B. The relationship between “self” and its desires and attributes
Suhrawardi holds the view that the self often appears to be nothing but a sum of desires towards wordly attractions and not two separate entities, a metaphysical “I” to two which desires of the flesh are supper-added. In order to make this crucial distinction, Suhrawardi calls for further philosophical analysis to firmly establish that the “I” and its attributes are not the same. It is only then that we see that whereas the nature of the “I” is divine and belongs to the luminous world, its attachments are ontologically rooted in the corporeal world. Rationalistic and discursive philosophy in this context is called for in order to establish the distinction between the self and its attributes.

Suhrawardi’s third step in dealing with the self would e to go beyond the separation of the self from its attributes.
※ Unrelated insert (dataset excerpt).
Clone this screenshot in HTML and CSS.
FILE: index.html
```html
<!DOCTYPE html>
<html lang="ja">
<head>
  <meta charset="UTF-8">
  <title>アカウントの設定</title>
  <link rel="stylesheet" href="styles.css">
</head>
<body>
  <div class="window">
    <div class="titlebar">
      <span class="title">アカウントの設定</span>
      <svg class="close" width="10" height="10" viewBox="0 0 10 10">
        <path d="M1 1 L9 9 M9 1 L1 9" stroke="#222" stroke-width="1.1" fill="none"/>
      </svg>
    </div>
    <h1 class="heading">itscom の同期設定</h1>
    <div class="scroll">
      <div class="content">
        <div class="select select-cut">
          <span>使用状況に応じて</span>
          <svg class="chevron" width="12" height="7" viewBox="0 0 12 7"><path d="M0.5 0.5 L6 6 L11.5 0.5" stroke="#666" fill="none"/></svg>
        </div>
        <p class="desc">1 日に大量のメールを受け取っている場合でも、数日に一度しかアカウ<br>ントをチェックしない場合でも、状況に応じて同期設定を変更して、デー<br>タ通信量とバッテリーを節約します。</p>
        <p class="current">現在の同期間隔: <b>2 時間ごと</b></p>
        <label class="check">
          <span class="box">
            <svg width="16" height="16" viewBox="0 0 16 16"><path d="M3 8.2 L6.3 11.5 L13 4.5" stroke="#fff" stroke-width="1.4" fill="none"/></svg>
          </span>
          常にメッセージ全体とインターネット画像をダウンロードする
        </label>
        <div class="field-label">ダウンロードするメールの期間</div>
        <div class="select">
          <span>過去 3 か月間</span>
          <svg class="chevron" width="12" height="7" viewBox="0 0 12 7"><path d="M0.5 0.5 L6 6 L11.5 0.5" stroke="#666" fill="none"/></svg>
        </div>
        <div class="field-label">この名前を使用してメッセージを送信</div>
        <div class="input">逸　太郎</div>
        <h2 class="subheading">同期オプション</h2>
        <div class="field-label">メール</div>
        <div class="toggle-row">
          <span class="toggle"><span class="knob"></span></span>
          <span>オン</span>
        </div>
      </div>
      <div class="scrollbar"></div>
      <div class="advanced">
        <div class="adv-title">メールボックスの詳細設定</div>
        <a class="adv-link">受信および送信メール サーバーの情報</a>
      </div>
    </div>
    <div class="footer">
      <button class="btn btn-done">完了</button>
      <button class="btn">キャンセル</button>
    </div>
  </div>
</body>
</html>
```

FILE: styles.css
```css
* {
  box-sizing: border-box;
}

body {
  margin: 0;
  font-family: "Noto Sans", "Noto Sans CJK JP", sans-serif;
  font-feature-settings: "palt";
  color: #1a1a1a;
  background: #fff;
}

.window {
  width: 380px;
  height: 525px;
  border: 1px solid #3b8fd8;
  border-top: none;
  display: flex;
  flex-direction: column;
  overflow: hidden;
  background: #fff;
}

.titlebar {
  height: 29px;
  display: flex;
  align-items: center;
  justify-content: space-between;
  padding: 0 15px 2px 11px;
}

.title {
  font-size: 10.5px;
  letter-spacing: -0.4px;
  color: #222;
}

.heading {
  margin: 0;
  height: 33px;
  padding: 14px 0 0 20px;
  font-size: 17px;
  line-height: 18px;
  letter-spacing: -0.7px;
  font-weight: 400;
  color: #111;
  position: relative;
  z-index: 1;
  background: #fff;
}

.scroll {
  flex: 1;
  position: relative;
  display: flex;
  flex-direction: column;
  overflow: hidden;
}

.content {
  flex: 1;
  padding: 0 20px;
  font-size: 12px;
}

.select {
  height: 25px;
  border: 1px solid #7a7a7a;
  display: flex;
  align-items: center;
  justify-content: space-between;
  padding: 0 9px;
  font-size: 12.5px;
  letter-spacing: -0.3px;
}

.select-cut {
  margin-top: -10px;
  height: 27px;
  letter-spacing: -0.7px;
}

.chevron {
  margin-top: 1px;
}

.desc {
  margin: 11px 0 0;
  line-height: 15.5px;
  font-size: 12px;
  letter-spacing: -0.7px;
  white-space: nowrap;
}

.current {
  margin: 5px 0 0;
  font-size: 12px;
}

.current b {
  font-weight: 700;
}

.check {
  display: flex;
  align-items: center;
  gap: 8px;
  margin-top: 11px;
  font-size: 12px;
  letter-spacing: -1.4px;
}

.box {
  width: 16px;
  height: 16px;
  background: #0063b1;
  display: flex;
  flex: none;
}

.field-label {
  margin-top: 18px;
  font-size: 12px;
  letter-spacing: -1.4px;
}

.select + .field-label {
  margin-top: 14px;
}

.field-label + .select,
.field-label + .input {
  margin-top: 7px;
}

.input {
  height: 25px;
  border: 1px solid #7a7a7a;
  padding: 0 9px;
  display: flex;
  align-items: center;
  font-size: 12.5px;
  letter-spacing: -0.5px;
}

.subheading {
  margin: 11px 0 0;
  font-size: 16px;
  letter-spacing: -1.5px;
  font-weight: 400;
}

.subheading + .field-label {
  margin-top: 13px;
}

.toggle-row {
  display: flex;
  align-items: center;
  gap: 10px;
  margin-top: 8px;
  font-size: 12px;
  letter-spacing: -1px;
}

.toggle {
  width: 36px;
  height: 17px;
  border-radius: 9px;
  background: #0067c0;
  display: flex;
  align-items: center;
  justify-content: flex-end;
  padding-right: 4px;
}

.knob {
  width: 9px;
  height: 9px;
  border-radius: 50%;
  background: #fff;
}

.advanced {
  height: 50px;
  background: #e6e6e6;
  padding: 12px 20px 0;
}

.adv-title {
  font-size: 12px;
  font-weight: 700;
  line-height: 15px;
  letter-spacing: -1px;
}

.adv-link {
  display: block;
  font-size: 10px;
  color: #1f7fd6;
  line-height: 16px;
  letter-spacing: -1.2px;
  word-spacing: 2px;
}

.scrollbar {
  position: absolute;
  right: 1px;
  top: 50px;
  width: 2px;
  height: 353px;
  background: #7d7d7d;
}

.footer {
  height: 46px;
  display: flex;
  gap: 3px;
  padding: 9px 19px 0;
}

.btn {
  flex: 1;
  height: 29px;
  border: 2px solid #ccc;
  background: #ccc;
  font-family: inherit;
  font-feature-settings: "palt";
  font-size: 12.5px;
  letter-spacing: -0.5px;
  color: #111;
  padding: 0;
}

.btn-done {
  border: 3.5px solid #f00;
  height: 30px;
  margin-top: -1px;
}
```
At this stage Suhrawardi argues that in order for the self to be able to reveal itself, the “Veiling” attributes of the self should be destroyed. To do so, Suhrawardi prescribes practicing asceticism and he goes on to illustrate in great the type and nature of these practices as was discussed previously. Such practices eliminate the nafs and the attributes of the self begin to vanish one by one. As this process goes on, the self, whose relation to its attributes is like the relationship between accidents to essence, begins to reveal its “I-ness,” This process will have to continue until the annihilation of the attributes of the self is completed, and once this process has been finished, the self will remain in its entirety without any veil from itself.

When you have made a careful inquiry into yourself, you will find out that you are made of “yourself”, that is, nothing but that which knows its own reality. This is your own “I-ness,” (ana’iyyatuka). This is the manner in which everyone is to know himself and in that, everyone’s “I-ness,” is common with you.

C. Methods of self’s perfection and revelation
The methodology of bringing the self to its fullness and thus enabling it to reveal itself can be summarized as the following:
1. Realization of the distinctness of the self from its attributes.
2. Separation of the “I” from its attributes, both philosophically and practically.
3. Employment of asceticism as a means for destroying attributes and leaving the self in its pure from.
4. The self in its pure from is a single and self –evident phenomenon from which nothing more apparent can exist.
5. That from which nothing more apparent can exist is light.
6. Self is light. (F4,5)
7. Things are known by coming into the mere presence of light.
8. Things are known by the presence of the self. (F6,7)
It is in regard to the above epistemology scheme that philosophy and asceticism have their own place and I fact are able to become integrated into a tradition of wisdom that brings about a rapprochement between discursive philosophy, intellectual intuition and practical wisdom.

K. The knowledge by Presence to presence of the object before its essence
For Suhrawardi, the concept of knowledge by presence is therefore defined as an awareness or presence of the object before its essence. He reminds us that this essence, which he considers to be the same as the self, light, and knowledge, is such that by virtue of its presence bridges the subject –object distinction.

Since all things are ultimately made up of light, and because it is absurd to say that one needs light to find another light, in light, in order for an epistemic relation to occur the veil that is separating the subject and the object has to be removed. In this case, self or light, which are equivalent in Suhrawardi’s philosophy, is knowledge as well. “To know is to exist and to exist is to know” therefore constitutes a major epistemological theme and one of the important contributions of Suhrawardi Islamic philosophy.